Journalists often feel compelled to try to prove they are “unbiased,” Walter Dean admits in a piece for the American Press Institute . “But what if they took a different approach, acknowledging that bias is built into the choices they make when deciding what to leave in or leave out? Draining a story of all bias can drain it of its humanity,” he says.

Serving as head of the Say It For You team of blog content writers, I’ve had a lot of time to ponder the notion. Our mission is to help business owners and professional practitioners frame their stories, letting readers know what they know how to do and what they offer. But in addition, they need to show what they stand for and what they stand against. One of the gurus I follow is Seth Godin. In the book, All Marketers Tell Stories, Godin says something really powerful: “Your opportunity lies in finding a neglected worldview, framing your story in a way that this audience will focus on.” That “worldview” is a bias.

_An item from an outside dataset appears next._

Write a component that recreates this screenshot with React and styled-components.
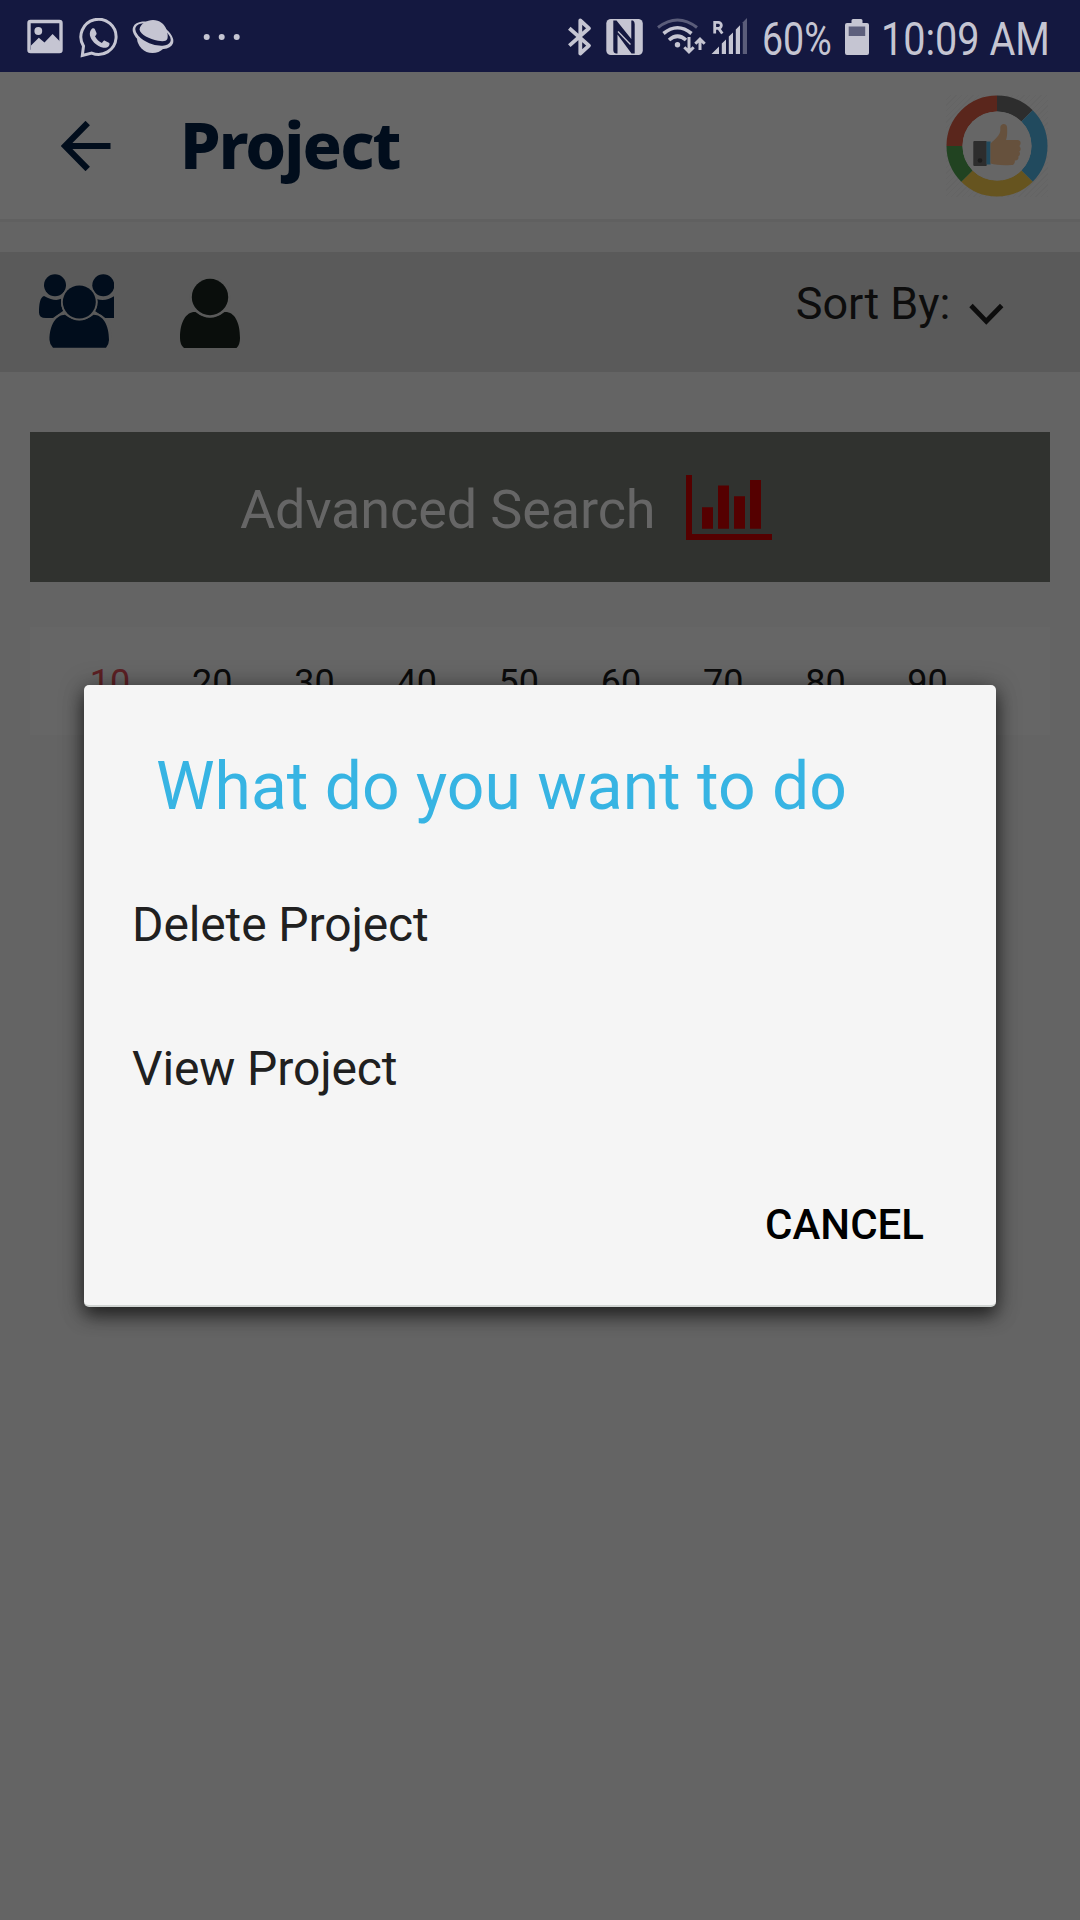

As content creators, we are influencers. We have to be. The content itself needs to use opinion – call it bias if you wish – to clarify what differentiates that business, that professional practice, or that organization from its peers. Just why have you chosen this particular model for your business or practice? I loved this sentence from the University of Sussex Department of Communications and External Affairs about opinion pieces in general:

“The most important thing to remember is that “readers are not necessarily interested in what you do; they are interested in what you have to say.”